## Task statement
What is the number of lines in the entries that include the word "screenshot"? Respond with the number only.

═══ Raw data ═══

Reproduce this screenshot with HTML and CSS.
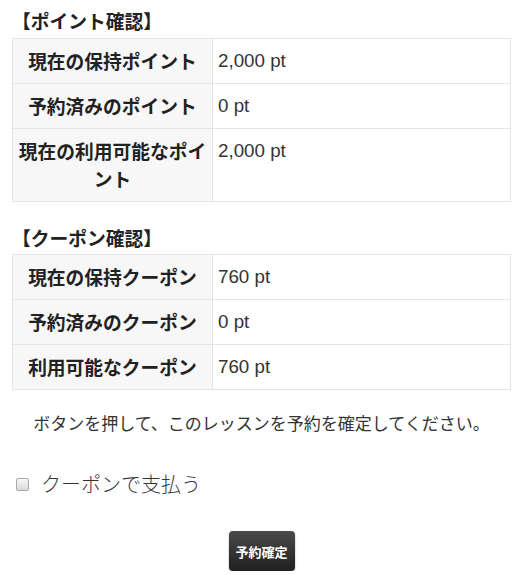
FILE: index.html
```html
<!DOCTYPE html>
<html lang="ja">
<head>
<meta charset="utf-8">
<title>予約確認</title>
<link rel="stylesheet" href="styles.css">
</head>
<body>
<div class="wrap">
  <h3 class="sec first">【ポイント確認】</h3>
  <table class="info">
    <tr><th>現在の保持ポイント</th><td>2,000 pt</td></tr>
    <tr><th>予約済みのポイント</th><td>0 pt</td></tr>
    <tr><th>現在の利用可能なポイント</th><td>2,000 pt</td></tr>
  </table>
  <h3 class="sec">【クーポン確認】</h3>
  <table class="info">
    <tr><th>現在の保持クーポン</th><td>760 pt</td></tr>
    <tr><th>予約済みのクーポン</th><td>0 pt</td></tr>
    <tr><th>利用可能なクーポン</th><td>760 pt</td></tr>
  </table>
  <p class="note">ボタンを押して、このレッスンを予約を確定してください。</p>
  <label class="check"><input type="checkbox" class="cb"><span class="check-text">クーポンで支払う</span></label>
  <div class="actions"><button class="btn" type="button">予約確定</button></div>
</div>
</body>
</html>
```

FILE: styles.css
```css
html, body {
  margin: 0;
  padding: 0;
  background: #fff;
}
body {
  font-family: "Liberation Sans", "Noto Sans CJK JP", sans-serif;
  color: #333;
}
.wrap {
  padding: 0 4px 0 12px;
}
.sec {
  font-family: "Noto Sans CJK JP", sans-serif;
  font-size: 18.75px;
  font-weight: bold;
  line-height: 28px;
  margin: 22px 0 2px;
  color: #222;
}
.sec.first {
  margin-top: 7px;
  margin-bottom: 3px;
}
.info {
  width: 100%;
  border-collapse: collapse;
  border: 1px solid #e4e4e4;
}
.info th,
.info td {
  border: 1px solid #e4e4e4;
  line-height: 28px;
  font-size: 18.75px;
  vertical-align: top;
  padding: 8px 5px;
}
.info th {
  width: 189px;
  background: #f7f7f7;
  font-family: "Noto Sans CJK JP", sans-serif;
  font-weight: bold;
  text-align: center;
  color: #222;
}
.info td {
  text-align: left;
  padding-left: 5px;
}
.note {
  font-family: "Noto Sans CJK JP", sans-serif;
  font-size: 17px;
  line-height: 24px;
  text-align: center;
  margin: 21px 0 0;
}
.check {
  display: flex;
  align-items: center;
  margin-top: 34px;
  height: 30px;
}
.cb {
  appearance: none;
  -webkit-appearance: none;
  width: 13px;
  height: 13px;
  margin: 0 0 0 4px;
  border: 1px solid #a9a9a9;
  border-radius: 2px;
  background: linear-gradient(#f6f6f6, #d9d9d9);
  box-sizing: border-box;
}
.check-text {
  font-family: "Noto Sans CJK JP", sans-serif;
  font-weight: 300;
  font-size: 20px;
  line-height: 30px;
  margin-left: 12px;
}
.actions {
  display: flex;
  justify-content: center;
  margin-top: 32px;
}
.btn {
  width: 66px;
  height: 40px;
  padding: 0;
  border: none;
  border-radius: 4px;
  background: linear-gradient(#4a4a4a, #202020);
  color: #fff;
  font-family: "Noto Sans CJK JP", sans-serif;
  font-size: 13px;
  font-weight: bold;
  box-shadow: 0 1px 2px rgba(0,0,0,0.35);
}
```
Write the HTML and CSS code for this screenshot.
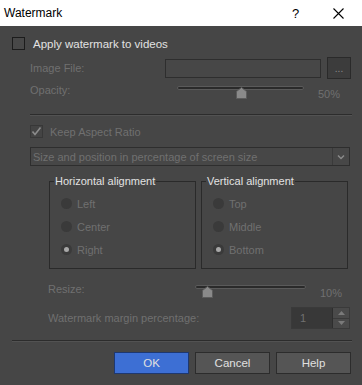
FILE: index.html
```html
<!DOCTYPE html>
<html lang="en">
<head>
    <meta charset="UTF-8">
    <title>Watermark</title>
    <link rel="stylesheet" href="styles.css">
</head>
<body>
    <div class="titlebar">
        <span class="title">Watermark</span>
        <span class="help">?</span>
        <span class="close">
            <svg width="11" height="11" viewBox="0 0 11 11"><path d="M0.5 0.5 L10.5 10.5 M10.5 0.5 L0.5 10.5" stroke="#000" stroke-width="1.1" fill="none"/></svg>
        </span>
    </div>

    <div class="row apply">
        <span class="check"></span>
        <span>Apply watermark to videos</span>
    </div>

    <div class="row file">
        <span class="label">Image File:</span>
        <span class="input"></span>
        <span class="browse">...</span>
    </div>

    <div class="row opacity">
        <span class="label">Opacity:</span>
        <div class="slider">
            <div class="track"></div>
            <svg class="thumb" style="left: 59px" width="11" height="12" viewBox="0 0 11 12"><path d="M5.5 0.5 L10.5 4.5 L10.5 11.5 L0.5 11.5 L0.5 4.5 Z" fill="#8a8a8a" stroke="#5c5c5c"/></svg>
        </div>
        <span class="value">50%</span>
    </div>

    <div class="sep inner"></div>

    <div class="row keep">
        <span class="check checked">
            <svg width="11" height="11" viewBox="0 0 11 11"><path d="M1.5 5.5 L4 8.5 L9.5 1.5" stroke="#8c8c8c" stroke-width="1.6" fill="none"/></svg>
        </span>
        <span class="dim">Keep Aspect Ratio</span>
    </div>

    <div class="select">
        <span class="dim">Size and position in percentage of screen size</span>
        <span class="arrow">
            <svg width="8" height="6" viewBox="0 0 8 6"><path d="M1 1.5 L4 4.5 L7 1.5" stroke="#8a8a8a" stroke-width="1.5" fill="none"/></svg>
        </span>
    </div>

    <div class="groups">
        <fieldset class="group">
            <legend>Horizontal alignment</legend>
            <div class="options">
                <div class="radio"><span class="dot"></span><span class="dim">Left</span></div>
                <div class="radio"><span class="dot"></span><span class="dim">Center</span></div>
                <div class="radio"><span class="dot on"></span><span class="dim">Right</span></div>
            </div>
        </fieldset>
        <fieldset class="group">
            <legend>Vertical alignment</legend>
            <div class="options">
                <div class="radio"><span class="dot"></span><span class="dim">Top</span></div>
                <div class="radio"><span class="dot"></span><span class="dim">Middle</span></div>
                <div class="radio"><span class="dot on"></span><span class="dim">Bottom</span></div>
            </div>
        </fieldset>
    </div>

    <div class="row resize">
        <span class="label">Resize:</span>
        <div class="slider">
            <div class="track"></div>
            <svg class="thumb" style="left: 7px" width="11" height="12" viewBox="0 0 11 12"><path d="M5.5 0.5 L10.5 4.5 L10.5 11.5 L0.5 11.5 L0.5 4.5 Z" fill="#8a8a8a" stroke="#5c5c5c"/></svg>
        </div>
        <span class="value">10%</span>
    </div>

    <div class="row margin">
        <span class="label">Watermark margin percentage:</span>
        <div class="spin">
            <span class="spin-edit">1</span>
            <span class="spin-btns">
                <span class="spin-up"><svg width="7" height="4" viewBox="0 0 7 4"><path d="M0 4 L3.5 0 L7 4 Z" fill="#7a7a7a"/></svg></span>
                <span class="spin-down"><svg width="7" height="4" viewBox="0 0 7 4"><path d="M0 0 L3.5 4 L7 0 Z" fill="#7a7a7a"/></svg></span>
            </span>
        </div>
    </div>

    <div class="sep outer"></div>

    <div class="buttons">
        <button class="primary">OK</button>
        <button>Cancel</button>
        <button>Help</button>
    </div>
</body>
</html>
```

FILE: styles.css
```css
body {
    margin: 0;
    width: 362px;
    height: 385px;
    overflow: hidden;
    background: #464646;
    color: #dcdcdc;
    font-family: "Liberation Sans", Arial, sans-serif;
    font-size: 11px;
}
.titlebar {
    height: 26px;
    background: #fff;
    color: #000;
    display: flex;
    align-items: center;
    font-size: 12px;
}
.title { margin-left: 4px; flex: 1; }
.help { width: 10px; margin-right: 31px; font-size: 13px; }
.close { width: 11px; height: 11px; margin-right: 18px; display: flex; }

.row { display: flex; align-items: center; }
.label { color: #707070; flex: none; }
.dim { color: #707070; }

.check {
    width: 11px;
    height: 11px;
    border: 1px solid #1c1c1c;
    background: #484848;
    flex: none;
    display: flex;
}
.check.checked { border-color: #383838; background: #444; }

.apply { margin-top: 11px; height: 13px; padding-left: 12px; gap: 8px; font-size: 11.5px; color: #e2e2e2; }

.file { margin-top: 7px; height: 22px; padding-left: 30px; }
.file .label { width: 135px; }
.input {
    width: 154px;
    height: 17px;
    border: 1px solid #2e2e2e;
    background: #474747;
}
.browse {
    margin-left: 6px;
    width: 22px;
    height: 20px;
    border: 1px solid #2a2a2a;
    background: #3c3c3c;
    color: #8a8a8a;
    font-size: 10px;
    display: flex;
    align-items: center;
    justify-content: center;
}

.opacity, .resize { height: 18px; align-items: flex-start; }
.opacity { margin-top: 3px; padding-left: 30px; }
.opacity .label { width: 147px; line-height: 16px; }
.resize { margin-top: 12px; padding-left: 48px; }
.resize .label { width: 147px; line-height: 16px; }

.slider { position: relative; margin-top: 4px; }
.opacity .slider { width: 127px; }
.resize .slider { width: 111px; }
.track {
    height: 2px;
    border: 1px solid #5a5a5a;
    border-radius: 3px;
    background: #2a2a2a;
}
.thumb { position: absolute; top: 1px; }
.value {
    width: 36px;
    margin-top: 4px;
    line-height: 16px;
    text-align: right;
    color: #707070;
}

.sep { height: 1px; background: #2c2c2c; border-bottom: 1px solid #525252; }
.sep.inner { margin: 14px 10px 0 30px; }
.sep.outer { margin: 11px 10px 0 12px; }

.keep { margin-top: 9px; height: 13px; padding-left: 30px; gap: 7px; }

.select {
    margin: 9px 12px 0 30px;
    height: 17px;
    border: 1px solid #2e2e2e;
    background: #474747;
    display: flex;
    align-items: center;
}
.select .dim { flex: 1; padding-left: 2px; }
.arrow {
    width: 16px;
    height: 17px;
    border-left: 1px solid #3a3a3a;
    display: flex;
    align-items: center;
    justify-content: center;
}

.groups { display: flex; gap: 5px; margin-top: 8px; padding-left: 49px; }
.group {
    margin: 0;
    padding: 0 0 0 4px;
    min-width: 0;
    width: 141px;
    height: 93px;
    border: 1px solid #2a2a2a;
}
.group legend { padding: 0 1px; line-height: 14px; color: #e2e2e2; }
.options { margin-top: 4px; padding-left: 7px; }
.radio { height: 23px; display: flex; align-items: center; gap: 5px; }
.dot {
    width: 11px;
    height: 11px;
    border-radius: 50%;
    background: #3a3a3a;
    display: flex;
    align-items: center;
    justify-content: center;
}
.dot.on::after {
    content: "";
    width: 5px;
    height: 5px;
    border-radius: 50%;
    background: #a8a8a8;
}

.margin {
    margin-top: 8px;
    height: 22px;
    padding: 0 12px 0 48px;
    justify-content: space-between;
}
.spin {
    width: 57px;
    height: 20px;
    border: 1px solid #3a3a3a;
    display: flex;
}
.spin-edit {
    width: 32px;
    padding-left: 8px;
    background: #383838;
    color: #707070;
    line-height: 20px;
    border-right: 1px solid #2e2e2e;
}
.spin-btns { flex: 1; display: flex; flex-direction: column; background: #4a4a4a; }
.spin-up, .spin-down { flex: 1; display: flex; align-items: center; justify-content: center; }
.spin-up { border-bottom: 1px solid #3a3a3a; }

.buttons { display: flex; gap: 6px; margin-top: 10px; padding-left: 114px; }
button {
    width: 75px;
    height: 22px;
    border: 1px solid #2c2c2c;
    background: #555;
    color: #e0e0e0;
    font-family: "Liberation Sans", Arial, sans-serif;
    font-size: 11.5px;
    padding: 0;
}
button.primary { background: #3d6fd4; border-color: #1e3870; }
```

═══

## Task output
2